**TASK GOAL:**
Write out each line exactly as given. Leave the pictures out of your copy.

"""

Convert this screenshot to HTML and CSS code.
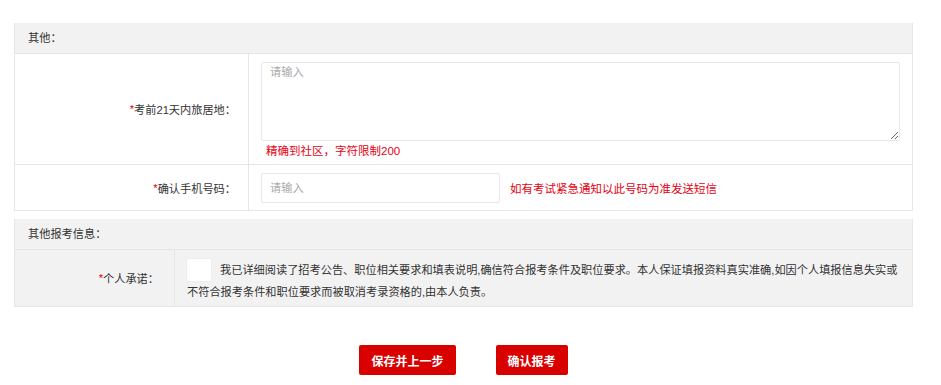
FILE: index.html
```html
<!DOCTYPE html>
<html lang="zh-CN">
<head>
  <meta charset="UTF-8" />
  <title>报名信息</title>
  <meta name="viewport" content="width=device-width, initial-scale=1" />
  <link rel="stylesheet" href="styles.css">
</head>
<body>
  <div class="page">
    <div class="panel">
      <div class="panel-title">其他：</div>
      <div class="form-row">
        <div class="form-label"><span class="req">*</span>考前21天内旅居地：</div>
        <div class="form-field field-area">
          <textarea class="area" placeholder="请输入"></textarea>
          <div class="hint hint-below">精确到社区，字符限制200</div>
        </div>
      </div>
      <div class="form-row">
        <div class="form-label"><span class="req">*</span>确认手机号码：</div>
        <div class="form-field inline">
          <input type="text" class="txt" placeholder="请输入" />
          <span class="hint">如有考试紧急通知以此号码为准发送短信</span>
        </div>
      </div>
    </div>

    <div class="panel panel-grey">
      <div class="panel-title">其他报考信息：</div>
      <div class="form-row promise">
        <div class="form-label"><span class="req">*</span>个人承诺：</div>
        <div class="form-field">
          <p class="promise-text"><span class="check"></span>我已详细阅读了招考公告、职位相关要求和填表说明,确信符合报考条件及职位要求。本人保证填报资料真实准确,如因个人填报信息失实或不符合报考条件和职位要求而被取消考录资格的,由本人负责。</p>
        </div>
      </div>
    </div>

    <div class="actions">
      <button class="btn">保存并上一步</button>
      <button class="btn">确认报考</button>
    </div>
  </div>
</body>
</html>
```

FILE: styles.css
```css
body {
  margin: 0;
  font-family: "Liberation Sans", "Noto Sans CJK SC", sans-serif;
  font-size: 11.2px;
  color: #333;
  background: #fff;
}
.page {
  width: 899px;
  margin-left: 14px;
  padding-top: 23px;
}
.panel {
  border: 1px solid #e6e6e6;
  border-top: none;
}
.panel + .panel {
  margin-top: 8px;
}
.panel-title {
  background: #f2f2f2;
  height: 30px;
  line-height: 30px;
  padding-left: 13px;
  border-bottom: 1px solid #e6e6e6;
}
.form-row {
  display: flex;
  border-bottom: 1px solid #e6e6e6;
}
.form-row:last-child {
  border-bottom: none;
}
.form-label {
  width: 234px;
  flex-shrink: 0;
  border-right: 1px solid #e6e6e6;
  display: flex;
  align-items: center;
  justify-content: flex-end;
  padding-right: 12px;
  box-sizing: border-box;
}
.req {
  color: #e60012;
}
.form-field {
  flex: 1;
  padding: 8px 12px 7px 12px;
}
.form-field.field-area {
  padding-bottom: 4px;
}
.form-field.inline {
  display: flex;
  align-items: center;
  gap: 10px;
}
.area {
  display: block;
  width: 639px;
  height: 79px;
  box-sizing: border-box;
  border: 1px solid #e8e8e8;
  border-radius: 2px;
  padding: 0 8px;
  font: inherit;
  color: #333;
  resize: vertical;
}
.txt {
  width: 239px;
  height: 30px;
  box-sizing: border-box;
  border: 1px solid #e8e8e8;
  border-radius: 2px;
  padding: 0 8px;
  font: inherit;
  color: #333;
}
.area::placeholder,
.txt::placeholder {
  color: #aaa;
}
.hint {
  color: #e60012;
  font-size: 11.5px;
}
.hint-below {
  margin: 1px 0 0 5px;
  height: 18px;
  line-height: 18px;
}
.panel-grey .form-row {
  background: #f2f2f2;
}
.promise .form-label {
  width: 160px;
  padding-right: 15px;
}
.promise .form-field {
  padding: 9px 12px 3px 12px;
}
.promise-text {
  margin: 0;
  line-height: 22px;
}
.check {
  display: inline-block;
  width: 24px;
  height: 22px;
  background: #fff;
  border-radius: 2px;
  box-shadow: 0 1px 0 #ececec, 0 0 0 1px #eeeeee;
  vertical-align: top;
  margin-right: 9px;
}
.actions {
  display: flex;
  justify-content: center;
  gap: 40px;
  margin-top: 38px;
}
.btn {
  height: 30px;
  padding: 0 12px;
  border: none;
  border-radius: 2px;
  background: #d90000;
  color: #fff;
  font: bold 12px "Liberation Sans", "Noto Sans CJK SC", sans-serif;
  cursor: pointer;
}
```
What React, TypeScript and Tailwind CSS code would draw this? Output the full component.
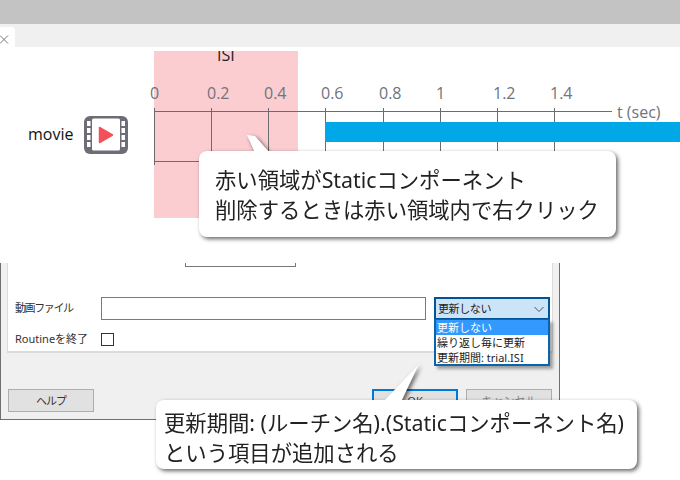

"""

**COMPLETE RESPONSE:**
Convert this screenshot to HTML and CSS code.
FILE: index.html
```html
<!DOCTYPE html>
<html lang="zh-CN">
<head>
  <meta charset="UTF-8" />
  <title>报名信息</title>
  <meta name="viewport" content="width=device-width, initial-scale=1" />
  <link rel="stylesheet" href="styles.css">
</head>
<body>
  <div class="page">
    <div class="panel">
      <div class="panel-title">其他：</div>
      <div class="form-row">
        <div class="form-label"><span class="req">*</span>考前21天内旅居地：</div>
        <div class="form-field field-area">
          <textarea class="area" placeholder="请输入"></textarea>
          <div class="hint hint-below">精确到社区，字符限制200</div>
        </div>
      </div>
      <div class="form-row">
        <div class="form-label"><span class="req">*</span>确认手机号码：</div>
        <div class="form-field inline">
          <input type="text" class="txt" placeholder="请输入" />
          <span class="hint">如有考试紧急通知以此号码为准发送短信</span>
        </div>
      </div>
    </div>

    <div class="panel panel-grey">
      <div class="panel-title">其他报考信息：</div>
      <div class="form-row promise">
        <div class="form-label"><span class="req">*</span>个人承诺：</div>
        <div class="form-field">
          <p class="promise-text"><span class="check"></span>我已详细阅读了招考公告、职位相关要求和填表说明,确信符合报考条件及职位要求。本人保证填报资料真实准确,如因个人填报信息失实或不符合报考条件和职位要求而被取消考录资格的,由本人负责。</p>
        </div>
      </div>
    </div>

    <div class="actions">
      <button class="btn">保存并上一步</button>
      <button class="btn">确认报考</button>
    </div>
  </div>
</body>
</html>
```

FILE: styles.css
```css
body {
  margin: 0;
  font-family: "Liberation Sans", "Noto Sans CJK SC", sans-serif;
  font-size: 11.2px;
  color: #333;
  background: #fff;
}
.page {
  width: 899px;
  margin-left: 14px;
  padding-top: 23px;
}
.panel {
  border: 1px solid #e6e6e6;
  border-top: none;
}
.panel + .panel {
  margin-top: 8px;
}
.panel-title {
  background: #f2f2f2;
  height: 30px;
  line-height: 30px;
  padding-left: 13px;
  border-bottom: 1px solid #e6e6e6;
}
.form-row {
  display: flex;
  border-bottom: 1px solid #e6e6e6;
}
.form-row:last-child {
  border-bottom: none;
}
.form-label {
  width: 234px;
  flex-shrink: 0;
  border-right: 1px solid #e6e6e6;
  display: flex;
  align-items: center;
  justify-content: flex-end;
  padding-right: 12px;
  box-sizing: border-box;
}
.req {
  color: #e60012;
}
.form-field {
  flex: 1;
  padding: 8px 12px 7px 12px;
}
.form-field.field-area {
  padding-bottom: 4px;
}
.form-field.inline {
  display: flex;
  align-items: center;
  gap: 10px;
}
.area {
  display: block;
  width: 639px;
  height: 79px;
  box-sizing: border-box;
  border: 1px solid #e8e8e8;
  border-radius: 2px;
  padding: 0 8px;
  font: inherit;
  color: #333;
  resize: vertical;
}
.txt {
  width: 239px;
  height: 30px;
  box-sizing: border-box;
  border: 1px solid #e8e8e8;
  border-radius: 2px;
  padding: 0 8px;
  font: inherit;
  color: #333;
}
.area::placeholder,
.txt::placeholder {
  color: #aaa;
}
.hint {
  color: #e60012;
  font-size: 11.5px;
}
.hint-below {
  margin: 1px 0 0 5px;
  height: 18px;
  line-height: 18px;
}
.panel-grey .form-row {
  background: #f2f2f2;
}
.promise .form-label {
  width: 160px;
  padding-right: 15px;
}
.promise .form-field {
  padding: 9px 12px 3px 12px;
}
.promise-text {
  margin: 0;
  line-height: 22px;
}
.check {
  display: inline-block;
  width: 24px;
  height: 22px;
  background: #fff;
  border-radius: 2px;
  box-shadow: 0 1px 0 #ececec, 0 0 0 1px #eeeeee;
  vertical-align: top;
  margin-right: 9px;
}
.actions {
  display: flex;
  justify-content: center;
  gap: 40px;
  margin-top: 38px;
}
.btn {
  height: 30px;
  padding: 0 12px;
  border: none;
  border-radius: 2px;
  background: #d90000;
  color: #fff;
  font: bold 12px "Liberation Sans", "Noto Sans CJK SC", sans-serif;
  cursor: pointer;
}
```
What React, TypeScript and Tailwind CSS code would draw this? Output the full component.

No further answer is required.